The moment anyone speaks of hate, they would do well to challenge themselves to look within and see where and whence that emotion is originates.
There, they will find a kernel of amplified fear that once embraced, will bring peace. Once peace is brought to one’s darker impulses, we then have the kind of love for one another that Jesus speaks of and exemplifies – where he even displayed love and forgiveness for his tormentors and those responsible for the atrocity they have committed: “They do not know what they do,” he says.
In our modern times, where even out government has been involved with torture and those who have been responsible for it have granted themselves immunity from their hideous acts brings home the fact that even educated people whose acts are unchecked can do hideous things in the name of “democracy” – which means all of us!
Thanks for being fearless in rooting out the hypocricy inherent in those who espouse God’s word but have failed to hear Jesus’ true message and reason for being an example for us all.
I love this quote you gave which to me is one of the greatest of Jesus’ quotes about the hypocritical nature of us all when we are not aligned with the beauty of Jesus’ true message but are embroiled with our own hatred which is always based in fear:
‘These people honor me with their lips, but their hearts are far from me. They worship me in vain; their teachings are but rules taught by men.’” (MT 15:3-9)
Roberta, You rock!
Love, Pavel
Pavel, you are such a star! Thank you for your wonderful thoughts here. It’s simple: the OT and most of the NT are man’s search for God. The Gospels are God’s search for man. When you realize that, you understand so much!
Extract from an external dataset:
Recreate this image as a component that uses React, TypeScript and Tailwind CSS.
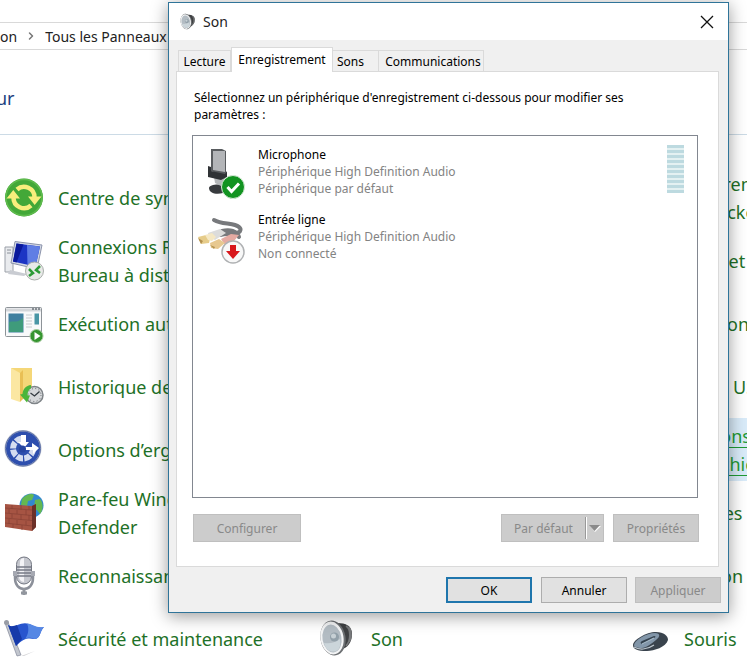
import { ChevronRight } from 'lucide-react';
import type { ReactNode } from 'react';

const Svg = (props: { size?: number; children: ReactNode }) => (
  <svg width={props.size ?? 40} height={props.size ?? 40} viewBox="0 0 40 40" aria-hidden="true">
    {props.children}
  </svg>
);

const SyncIcon = () => (
  <Svg>
    <circle cx="20" cy="19.500" r="19" fill="#43a838" />
    <circle cx="20" cy="19.500" r="18" fill="none" stroke="#5fbb4d" strokeWidth="1.500" />
    <path d="M13 11.500a10.500 10.500 0 0 1 17.500 8" fill="none" stroke="#f8ee7c" strokeWidth="4.500" />
    <path d="M27 27.500a10.500 10.500 0 0 1-17.500-8" fill="none" stroke="#f8ee7c" strokeWidth="4.500" />
    <path d="M24 18.500h13.500L30.700 27zM16 20.500H2.500L9.300 12z" fill="#f8ee7c" />
  </Svg>
);

const RemoteIcon = () => (
  <Svg>
    <path d="M1 6h8v25H1z" fill="#e9ebee" stroke="#9ba0a8" />
    <path d="M3 9h4M3 12h4" stroke="#8a9098" />
    <path d="m6 29 17 4-3 2-16-2z" fill="#c9ccd2" />
    <path d="m11 .5 27 3.500-5 24L7 22z" fill="#d3d8e4" stroke="#8c94ab" />
    <path d="m12.500 2.500 23.500 3-4.500 20L9 20.500z" fill="#1c35c4" />
    <path d="m23 4 13 1.500-4.500 20-8-1.800z" fill="#607ee4" />
    <path d="m12.500 2.500 7 1-7 18-3.500-1z" fill="#0a199b" />
    <circle cx="30.500" cy="30" r="9" fill="#e8eae8" stroke="#a9adaa" />
    <path d="m25 28 4 4-4 3M36 25l-4 4 4 3" fill="none" stroke="#2c9b37" strokeWidth="2.500" />
  </Svg>
);

const AutoplayIcon = () => (
  <Svg>
    <rect x="1.500" y="3.500" width="36" height="29" rx="1" fill="#f8f9fa" stroke="#8d9398" />
    <path d="M2 6h35" stroke="#d3d6d9" strokeWidth="3" />
    <path d="M28 5h8" stroke="#6d747b" strokeWidth="1.500" strokeDasharray="2 1" />
    <rect x="4.500" y="9.500" width="15" height="19" fill="#3f7f9f" />
    <path d="M5 28V18c4-2 7 2 14-4v14z" fill="#3f9b7b" />
    <path d="M22 11h6M22 14h6M22 17h6M22 20h6M22 23h6" stroke="#c6cacd" />
    <rect x="30.500" y="9.500" width="4.500" height="11" fill="#4996a5" />
    <circle cx="32.500" cy="32" r="6.500" fill="#35952f" stroke="#a5ca9e" />
    <path d="M30.500 28v8l6-4z" fill="#fff" />
  </Svg>
);

const HistoryIcon = () => (
  <Svg>
    <path d="M7 1h21v31H15z" fill="#f5d778" />
    <path d="m7 1 9 5v29L7 32z" fill="#fbe7a2" />
    <path d="m16 6 3-3v29l-3 3z" fill="#e9bf55" />
    <circle cx="30.500" cy="28" r="8.500" fill="#d6d8da" stroke="#7e8387" strokeWidth="1.500" />
    <circle cx="30.500" cy="28" r="6.500" fill="none" stroke="#64696e" strokeDasharray="1 2.400" />
    <path d="m26.500 26 4 3 5-4.500" fill="none" stroke="#333a40" strokeWidth="1.300" />
    <path d="M27 18c-5 .5-8 4-8.500 9l-2.500.5 7 8 3-7-2.500-.2c0-3 1-5.500 3.500-7z" fill="#4bb53b" />
  </Svg>
);

const EaseIcon = () => (
  <Svg>
    <circle cx="19" cy="18.500" r="18.500" fill="#b9c0cf" />
    <circle cx="19" cy="18.500" r="17" fill="#2e4fae" />
    <circle
      cx="19"
      cy="18.500"
      r="10"
      fill="none"
      stroke="#d5ddf0"
      strokeWidth="6"
      strokeDasharray="6.550 1.300"
      pathLength="62.800"
    />
    <path d="M20 5h8l5 5 1 9H20z" fill="#2e4fae" />
    <path d="M17 5h5v7h3l-5 6-6-6h3z" fill="#fff" />
    <path d="M20 17h8v-4l7 5-6 6v-4h-9z" fill="#fff" />
    <circle cx="18.500" cy="19" r="3.500" fill="#2745a0" />
    <circle cx="19" cy="18.500" r="17.500" fill="none" stroke="#5d70a8" />
  </Svg>
);

const FirewallIcon = () => (
  <Svg>
    <circle cx="27.500" cy="12.500" r="12" fill="#3389cf" />
    <path d="M18 6c4-5 10-6 12-4l-2 5-4 1-1 5-6-1zM31 7l5-1c4 5 3 11 0 15l-3-4-3-1z" fill="#64b851" />
    <path d="m1 11 27 2 4-2v23l-4 4-27-4z" fill="#a65443" />
    <path d="m28 13 4-2v23l-4 4z" fill="#6c3028" />
    <path
      d="m1 15 27 2M1 20l27 2.500M1 25l27 2.500M1 30l27 3M8 12v4M17 12v5M25 13v4M5 16v4M13 17v4M22 17v5M8 21v4M17 22v5M25 22v5M5 26v5M13 27v5M22 28v4M9 31v4M18 32v5"
      stroke="#8a4336"
      strokeWidth="0.800"
    />
  </Svg>
);

const SpeechIcon = () => (
  <Svg>
    <path d="M11 16v6c0 7 4 11 9 11s9-4 9-11v-6" fill="none" stroke="#8c909a" strokeWidth="2.500" />
    <path d="M20 32v7M17 37h6" stroke="#92969e" strokeWidth="3" />
    <rect x="12.500" y="1" width="15" height="27" rx="7.500" fill="#c5c7ce" stroke="#737782" />
    <path d="M16 6c0-3 2-4 4-4v24c-3 0-5-3-5-5z" fill="#f3f3f6" />
    <path d="M13 11h14M13 14h14M13 17h14M13 20h14" stroke="#777b87" strokeWidth="1.300" />
    <path d="M9 15h4v5H9zM27 15h4v5h-4z" fill="#a6a9b2" />
  </Svg>
);

const FlagIcon = () => (
  <Svg>
    <path d="m17 37 14-5-11 5z" fill="#d5d5d8" />
    <path d="m1 4 12 33 4-1L4 3z" fill="#c2c6ce" stroke="#83889a" strokeWidth="0.700" />
    <circle cx="2.500" cy="3.500" r="2.500" fill="#999da6" />
    <path d="M4 6c7 5 11-4 21-1 4 1 8 5 15 3-5 5-3 12-10 12-6-1-10-1-18 7z" fill="#2855ce" />
    <path d="M23 4.500c5 0 9 5 17 3.500-5 5-3 12-10 12-4-2-7-1-9 0 4-5 4-11 2-15.500z" fill="#5587e4" />
    <path d="M4 6c3 2 6 1 9 0l5 14-6 7z" fill="#163aa9" />
  </Svg>
);

const SpeakerIcon = (props: { size?: number }) => (
  <Svg size={props.size}>
    <path d="M20 4c9 0 15 3 15 11s-4 14-12 16z" fill="#3e4042" />
    <path d="M29 7c5 3 5 14 0 20M32 8c3 4 3 12-1 16" fill="none" stroke="#77797b" strokeWidth="1.500" />
    <ellipse cx="16" cy="19" rx="12.500" ry="17.500" fill="#6d7073" transform="rotate(-10 16 19)" />
    <ellipse cx="15" cy="19" rx="11.500" ry="16.500" fill="#f3f4f5" transform="rotate(-10 15 19)" />
    <ellipse cx="15" cy="19.500" rx="9.500" ry="14" fill="#b3bcc3" transform="rotate(-10 15 19.500)" />
    <path d="M7 24c2 7 7 10 12 8 4-2 5-6 4-12-6 4-10 5-16 4z" fill="#cbd5da" />
    <circle cx="17.500" cy="18" r="4.500" fill="#92a0a9" />
    <circle cx="16.500" cy="17" r="2.500" fill="#c7d0d5" />
  </Svg>
);

const MouseIcon = () => (
  <Svg>
    <path d="M3 26c0-5 13-13 23-13 8 0 12 4 12 8-2 7-14 11-21 11C7 32 3 30 3 26z" fill="#39434d" />
    <path d="M4 26c1-5 12-12 21-12 6 0 5 4 1 7-5 4-10 8-14 8-5 0-8-1-8-3z" fill="#8296a9" />
    <path d="m12 22 12-5c2 0 2 1 0 2l-11 6c-3 0-3-2-1-3z" fill="#33414d" />
    <path d="m12 25 12-6" stroke="#a9bccb" strokeWidth="1.200" />
    <path d="M4 28c5 3 13 3 20-2" fill="none" stroke="#bcc6ce" strokeWidth="1.200" />
  </Svg>
);

const MicrophoneDevice = () => (
  <svg width="48" height="56" viewBox="0 0 48 56" aria-hidden="true">
    <path d="M12 44c0-3 10-5 16-2l-2 7c-7 2-14 0-14-5z" fill="#383b3e" />
    <path d="m17 33 8-2 6 6-5 6-8-4z" fill="#b5b8ba" />
    <path d="M14 5h11l4 2v23l-4 1-11-4z" fill="#595c5f" />
    <path d="M16 7h12v21l-12-2z" fill="#b3b5b8" />
    <path d="m11 22 3 1v4l14 3 2-3v6l-6 3-13-3z" fill="#303336" />
    <circle cx="36" cy="43" r="11.500" fill="#129321" stroke="#d9ead9" />
    <path d="m30.500 43 4 4.500 7.500-8" fill="none" stroke="#fff" strokeWidth="3" />
  </svg>
);

const LineInDevice = () => (
  <svg width="48" height="56" viewBox="0 0 48 56" aria-hidden="true">
    <path
      d="M17 11c7 4 15 3 21 5 6 2 8 6 2 8-5 2-11 0-17 2M25 22c8-2 15 0 17 6"
      fill="none"
      stroke="#77797c"
      strokeWidth="4"
      strokeLinecap="round"
    />
    <path d="m11 24 12-4 6 4-11 7-6-3z" fill="#dcdcdb" />
    <path d="m24 30 10-5 8 1-5 6-9 4z" fill="#e4aaa2" />
    <path d="m1 28 8-2 4 4-1 4-8 1z" fill="#e6cc8a" />
    <path d="m8 26 7-2 4 4-4 4-4-1z" fill="#f5e8c4" />
    <path d="m13 34 9-4 6 4-7 6-7-1z" fill="#e7c890" />
    <path d="m1 29 5 3-2 3zM13 36l5 2-1 2z" fill="#b3914f" />
    <circle cx="36" cy="43" r="11" fill="#f8f8f8" stroke="#afb1b3" strokeWidth="1.500" />
    <path d="M33 36h6v6h4l-7 8-7-8h4z" fill="#d8171c" />
  </svg>
);

type PanelItem = { label: string; icon?: ReactNode; active?: boolean };

const leftItems: PanelItem[] = [
  { label: 'Centre de synchronisation', icon: <SyncIcon /> },
  { label: 'Connexions RemoteApp et\nBureau à distance', icon: <RemoteIcon /> },
  { label: 'Exécution automatique', icon: <AutoplayIcon /> },
  { label: 'Historique des fichiers', icon: <HistoryIcon /> },
  { label: 'Options d’ergonomie', icon: <EaseIcon /> },
  { label: 'Pare-feu Windows\nDefender', icon: <FirewallIcon /> },
  { label: 'Reconnaissance vocale', icon: <SpeechIcon /> },
  { label: 'Sécurité et maintenance', icon: <FlagIcon /> },
];

const middleItems: PanelItem[] = [{ label: 'Son', icon: <SpeakerIcon /> }];

const rightItems: PanelItem[] = [
  { label: 'Chiffrement de lecteur\nBitLocker' },
  { label: 'Date et heure' },
  { label: 'Gestion des couleurs' },
  { label: 'Ports USB' },
  { label: 'Options de l’Explorateur\nde fichiers', active: true },
  { label: 'Polices' },
  { label: 'Région' },
  { label: 'Souris', icon: <MouseIcon /> },
];

const PanelColumn = (props: { items: PanelItem[] }) => (
  <div className="flex flex-col justify-end">
    {props.items.map((item) => (
      <a
        key={item.label}
        href="#"
        className={
          item.active
            ? 'flex h-[63px] items-center gap-3.5 bg-[#d9ebf9] pl-1 text-[#1f9a35] underline underline-offset-4'
            : 'flex h-[63px] items-center gap-3.5 pl-1 text-[#1e7127]'
        }
      >
        <span className="w-10 shrink-0">{item.icon}</span>
        <span className="text-[18px] leading-7 whitespace-pre">{item.label}</span>
      </a>
    ))}
  </div>
);

const devices = [
  {
    name: 'Microphone',
    status: 'Périphérique par défaut',
    icon: <MicrophoneDevice />,
    meter: true,
  },
  { name: 'Entrée ligne', status: 'Non connecté', icon: <LineInDevice />, meter: false },
];

const LevelMeter = () => (
  <div className="mt-px flex w-[17px] flex-col gap-[2px] bg-[#e4f1f2]">
    {Array.from({ length: 10 }, (_, i) => (
      <div key={i} className="h-[3px] bg-[#bddae0]" />
    ))}
  </div>
);

const tabs = [
  { label: 'Lecture', className: 'w-[53px]' },
  { label: 'Enregistrement', className: 'w-[102px]' },
  { label: 'Sons', className: 'w-[46px] pl-1 text-left' },
  { label: 'Communications', className: 'w-[105px] pl-1' },
];

const SoundDialog = () => (
  <section
    role="dialog"
    aria-labelledby="sound-title"
    className="absolute top-[2px] right-[18px] left-[168px] border border-[#2f7499] bg-[#f0f0f0] text-[12px] leading-[17px] text-black shadow-[0_3px_16px_rgba(0,0,0,0.4)]"
  >
    <header className="flex h-[37px] items-center gap-1.5 bg-white pr-3 pl-2.5">
      <SpeakerIcon size={18} />
      <h1 id="sound-title" className="grow text-[14px] text-[#222]">
        Son
      </h1>
      <button type="button" aria-label="Fermer" className="p-0.5">
        <svg width="14" height="14" viewBox="0 0 14 14" aria-hidden="true">
          <path d="m1 1 12 12M13 1 1 13" stroke="#111" strokeWidth="1.300" />
        </svg>
      </button>
    </header>

    <div className="pt-[7px] pr-[9px] pb-[9px] pl-[7px]">
      <div role="tablist" className="flex items-end pl-0.5">
        {tabs.map((tab) => (
          <button
            key={tab.label}
            type="button"
            role="tab"
            aria-selected={tab.label === 'Enregistrement'}
            className={`${tab.className} ${
              tab.label === 'Enregistrement'
                ? 'relative -mb-px h-[25px] border border-b-0 border-[#dadada] bg-white pb-0.5'
                : 'h-[21px] border border-b-0 border-l-0 border-[#dadada] first:border-l'
            }`}
          >
            {tab.label}
          </button>
        ))}
      </div>

      <div className="border border-[#dadada] bg-white px-[15px] pt-[17px] pb-6">
        <p className="pr-10 pl-0.5">
          Sélectionnez un périphérique d'enregistrement ci-dessous pour modifier ses paramètres :
        </p>
        <ul className="mt-3 mr-[5px] min-h-[363px] border border-[#828790] pt-1">
          {devices.map((device) => (
            <li key={device.name} className="flex h-[65px] items-start gap-[13px] pt-1 pr-[13px] pl-1">
              {device.icon}
              <div className="grow pt-0.5 text-[#838383]">
                <div className="text-black">{device.name}</div>
                <div>Périphérique High Definition Audio</div>
                <div>{device.status}</div>
              </div>
              {device.meter && <LevelMeter />}
            </li>
          ))}
        </ul>
        <div className="mt-4 mr-1 ml-px flex text-[#898989]">
          <button type="button" disabled className="h-7 w-[108px] border border-[#bfbfbf] bg-[#cccccc]">
            Configurer
          </button>
          <button
            type="button"
            disabled
            className="ml-auto flex h-7 w-[103px] items-center border border-[#bfbfbf] bg-[#cccccc]"
          >
            <span className="grow">Par défaut</span>
            <span className="flex h-[22px] w-[18px] items-center justify-center border-l border-[#999] shadow-[inset_1px_0_0_#fff]">
              <svg width="12" height="8" viewBox="0 0 12 8" aria-hidden="true">
                <path d="m1 2 5 6 6-6z" fill="#fff" />
                <path d="M0 1h11L5.500 7z" fill="#8a8a8a" />
              </svg>
            </span>
          </button>
          <button type="button" disabled className="ml-[9px] h-7 w-[86px] border border-[#bfbfbf] bg-[#cccccc]">
            Propriétés
          </button>
        </div>
      </div>

      <div className="mt-2.5 -mr-0.5 flex justify-end">
        <button type="button" className="h-[26px] w-[86px] border-2 border-[#1f76ad] bg-[#e1e1e1]">
          OK
        </button>
        <button type="button" className="ml-[9px] h-[26px] w-[86px] border border-[#adadad] bg-[#e1e1e1]">
          Annuler
        </button>
        <button
          type="button"
          disabled
          className="ml-2 h-[26px] w-[86px] border border-[#bfbfbf] bg-[#cccccc] text-[#898989]"
        >
          Appliquer
        </button>
      </div>
    </div>
  </section>
);

export default function App() {
  return (
    <main className="relative min-h-screen overflow-hidden bg-white pt-[22px] font-['Noto_Sans',sans-serif]">
      <nav className="flex h-7 items-center gap-2 border-y border-[#d9d9d9] text-[14px] whitespace-nowrap text-[#222]">
        <a href="#">on</a>
        <ChevronRight size={12} strokeWidth={3} className="text-[#777]" />
        <a href="#">Tous les Panneaux de configuration</a>
      </nav>
      <div className="flex h-[85px] items-center border-b border-[#ccdbe6] pt-3 text-[18px] text-[#1d3f7f]">
        <h2 className="-ml-1">ur</h2>
      </div>
      <div className="grid grid-cols-[repeat(3,313px)] pt-[31px]">
        <PanelColumn items={leftItems} />
        <PanelColumn items={middleItems} />
        <PanelColumn items={rightItems} />
      </div>
      <SoundDialog />
    </main>
  );
}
I have been amazed as I have begun to speak out about this to find that so many people – including many professed Christians – have been more or less thinking the same thing but have thought that they were alone. Well, we’re not alone. Jesus is calling many of us to come forth and at last teach God’s perfect truth to all nations!
As a retired fully ordained elder in the United Methodist Church I can share with you from experience that there were many people in the two churches I served who struggled with the conflict between the Old Testament and the Gospel teachings of Jesus. I believe that Roberta is correct in stating that both testaments are reflective of the times and people as they struggled to understand the nature of God and how God relates to God’s creation.
I told those who struggled with the conflicts and discrepancies in the scriptures that the Bible reflected our concepts of God as we humans grew in understanding and maturity as spiritual beings.
The God of Abraham was a local tribal entity serving the needs of a nomadic people seeking a home land. Reading numbers and deuteronomy we see instructions on how to erect the traveling tents and the transport of the Ark of the Covenant. The rules of behavior reflect a primitive people maintaining their identities as a tribe as they moved from place to place. Over time as the Hebrews obtained a country (through aggressive conflict), the scriptures reflected a God that supported a new agenda of an established country including the rules of engagement for destroying the indigenous tribes and keeping the lands they occupied. Jesus was a product of the teachings of the Old Testament who became an enlightened being and taught dramatically against the status quo of the Hebrew religion. Amazingly enough, in the developing church of New Testament Jesus became that which he taught so vehemently against…. a sacrifice for a God who needed appeasement. And so we end up with the actual teachings of Jesus, some of it corrupted but still shining through, and the dogma of the developing church calling for a return of the Davidic king (the Messiah ) and the restoration of Israel. Bring in Roman Emperor Constantine to codify and deify these writings while suppressing all conflicting views of the early church and viola we have the inerrant word of God.
This is wonderful, Michael – thank you so much for sharing these bits of history here! As a college religion major, I studied how the Bible was assembled, but that was lo-o-ong ago. The Lord needs all of our voices now to help to liberate him from the religion that bears his name but does not teach what he taught, so at last we can bring these eternal truths to a world that desperately needs them!
I agree with the above people who replied. This is an excellent article, Roberta. Just wish it could get a wider distribution.
And, right in line with what you wrote, there’s the news story yesterday and today about Franklin Graham, son of Billy Graham and now head of that Christian Crusade org, taking the organizations’s money out of Wells Fargo Bank because of a commercial they ran featuring a lesbian couple. He says that Wells Fargo is going “against the will of God.” He’s calling on all Christians to boycott all businesses that support LGBT rights.
Today he put the money into the BB&T bank, praising them. Turns out BB&T is sponsoring the Miami Gay Pride Parade this year! No word on his reaction to this latest development.
http://www.bizjournals.com/sanfrancisco/blog/2015/06/franklin-graham-wells-fargo-wfc-lgbt-equality.html?ana=yahoo
Keep up the great work, Roberta!
Thank you, Michael! And thanks for sharing that article – I saw it as well, but didn’t copy the link. That whole “God hates gays” business comes from the OT, of course, and nothing could be further from what is true of the genuine God of infinite and perfect love!
A beautiful friend named Lorie McCloud has asked that I post her comment here:
I really appreciate your posts about Jesus and his life and teachings. in my family, if you said Jesus was a master teacher it was putting him down a peg from Son of God, yet that’s why he came here, to teach and to demonstrate.
I remember the cognitive dissonance trying to reconcile the Old and new Testaments as a youth and I remember the majority of people in the church whose lives never changed at all as far as I could tell. is it any wonder that churches are dying?
My Youtube Channel: “www.youtube.com/LorieMcCloud
Thank you for your comments, Lorie! Isn’t it wonderful how many people we are finding who feel as we do about Jesus?